We checked back in with Katie before we left. She had paired up with *Lucy. Lucy was originally from Glasgow but has lived in Sydney for five years. She is aged 33 and works in advertising. Lucy said she’s open to dating but primarily looking to network and meet friends. We laughed at how irritated some of the men seem by the concept of BFF. Lucy added, “I like the idea of female-only business networking as well. Every time I go to networking events, I’m the only woman in the room. I spend the evening having guys with less experience than me speaking over me”. Katie nods emphatically, adding that it’s “hard to make networking worthwhile when you can’t make yourself seen or heard.”

I asked Katie if she felt she’d made friends.

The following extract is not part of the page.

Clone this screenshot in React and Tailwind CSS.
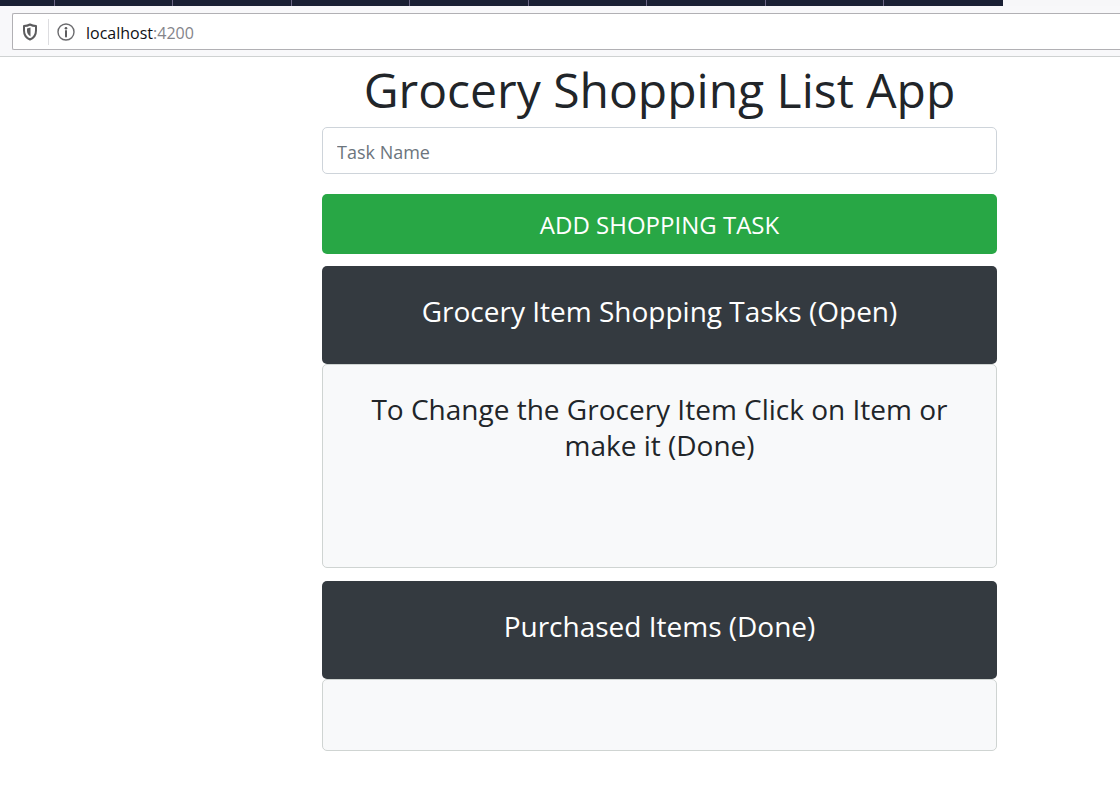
import React, { useState } from "react";

const TABS = [
  "w-[54px]",
  "w-[118px]",
  "w-[119px]",
  "w-[118px]",
  "w-[119px]",
  "w-[118px]",
  "w-[119px]",
  "w-[118px]",
  "w-[120px]",
];

function ShieldIcon() {
  return (
    <svg viewBox="0 0 16 18" className="h-[18px] w-4 shrink-0" fill="none" aria-hidden="true">
      <path
        d="M8 1.500C6 2.600 4 3 2 3.100v4.400c0 4.300 2.200 7.500 6 9 3.800-1.500 6-4.700 6-9V3.100C12 3 10 2.600 8 1.500Z"
        stroke="#5c5c5e"
        strokeWidth="2"
        strokeLinejoin="round"
      />
      <path d="M8.500 4.600v8.800C6.200 12.200 5 10.200 5 8V5.500C6.300 5.300 7.400 5 8.500 4.600Z" fill="#5c5c5e" />
    </svg>
  );
}

function InfoIcon() {
  return (
    <svg viewBox="0 0 18 18" className="size-[18px] shrink-0" fill="none" aria-hidden="true">
      <circle cx="9" cy="9" r="8" stroke="#6b6b6e" strokeWidth="1.400" />
      <circle cx="9" cy="5.200" r="1.300" fill="#5c5c5e" />
      <path d="M9 8v5.500" stroke="#5c5c5e" strokeWidth="2" strokeLinecap="round" />
    </svg>
  );
}

function Browser() {
  return (
    <header>
      <div className="flex h-1.5 bg-[#f7f7f9]">
        {TABS.map((tab, i) => (
          <div
            key={i}
            className={`${tab} shrink-0 border-l border-[#6b6685] bg-[#1a2034] first:border-l-0`}
          />
        ))}
      </div>
      <div className="border-b border-[#cfd2d2] bg-[#f8f8fa] pt-[7px] pb-1.5 pl-3">
        <div className="flex h-[37px] items-center rounded-l-xs border border-r-0 border-[#b1b0b4] bg-white pl-[9px]">
          <ShieldIcon />
          <span className="ml-[10px] h-[26px] w-px bg-[#dddde0]" />
          <span className="ml-2 flex">
            <InfoIcon />
          </span>
          <span className="ml-[11px] pt-0.5 text-base text-[#84848a]">
            <span className="text-[#101014]">localhost</span>:4200
          </span>
        </div>
      </div>
    </header>
  );
}

function Banner({ children }) {
  return (
    <div className="rounded-[5px] bg-[#343a40] px-6 pt-[27px] pb-[35px]">
      <h2 className="text-[28px] leading-9 text-white">{children}</h2>
    </div>
  );
}

function Panel({ children, className }) {
  return (
    <div className={`rounded-[5px] border border-[#cfd4d2] bg-[#f8f9fa] px-6 ${className}`}>
      {children}
    </div>
  );
}

export default function App() {
  const [name, setName] = useState("");
  return (
    <div className="min-h-screen bg-white font-['Open_Sans','Noto_Sans',sans-serif] text-[#212529]">
      <Browser />
      <main className="mr-[123px] ml-[322px] pt-[3px] text-center">
        <h1 className="text-5xl leading-[60px]">Grocery Shopping List App</h1>
        <form className="mt-[7px] mb-3" onSubmit={(e) => e.preventDefault()}>
          <input
            type="text"
            aria-label="Task Name"
            placeholder="Task Name"
            value={name}
            onChange={(e) => setName(e.target.value)}
            className="block h-[47px] w-full rounded-[5px] border border-[#ced4da] bg-white px-3.5 pt-0.5 text-lg placeholder:text-[#6c757d]"
          />
          <button
            type="submit"
            className="mt-5 block h-[60px] w-full rounded-[5px] bg-[#28a745] pt-0.5 text-2xl text-white"
          >
            ADD SHOPPING TASK
          </button>
        </form>
        <section className="mb-[13px]">
          <Banner>Grocery Item Shopping Tasks (Open)</Banner>
          <Panel className="pt-[26px] pb-[104px]">
            <h3 className="text-[28px] leading-9">
              To Change the Grocery Item Click on Item or make it (Done)
            </h3>
          </Panel>
        </section>
        <section>
          <Banner>Purchased Items (Done)</Banner>
          <Panel className="py-[35px]" />
        </section>
      </main>
    </div>
  );
}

She said she’s definitely got “some good leads” and had exchanged numbers with several women. Most of them she said, were transplants like herself. We follow each other on Instagram and walk to the bus stop together. Katie opens her phone, “Oh my god” she rolls her eyes. “Just got a happy Valentine’s Day message from my ex-boyfriend” she sighs, “typical”.

The Bumble Valentines Day Phonebooth
Off-line: One of the many Insta-grammable props at the Bumble Valentine’s Day party.

Based on my Bumble-fied February 14th, it seems to me women are setting less and less store by the traditional romantic promise of Valentine’s Day. Most women at the event had left husbands and boyfriends at home, seizing the opportunity to expand their social networks. Many of the men and women I spoke with had recently arrived in Australia. I wondered if the global workplace we operate in has aided the normalisation of apps that have been historically stigmatised. No longer the remit of the socially awkward,  networking and dating apps have become necessities in the transition to a globalised workforce.

If there is anything to be learned from the popularity of Bumble’s BFF, it is that dating should feel friendlier. After all, why shouldn’t dating be as fun and friendly as meeting a new acquaintance?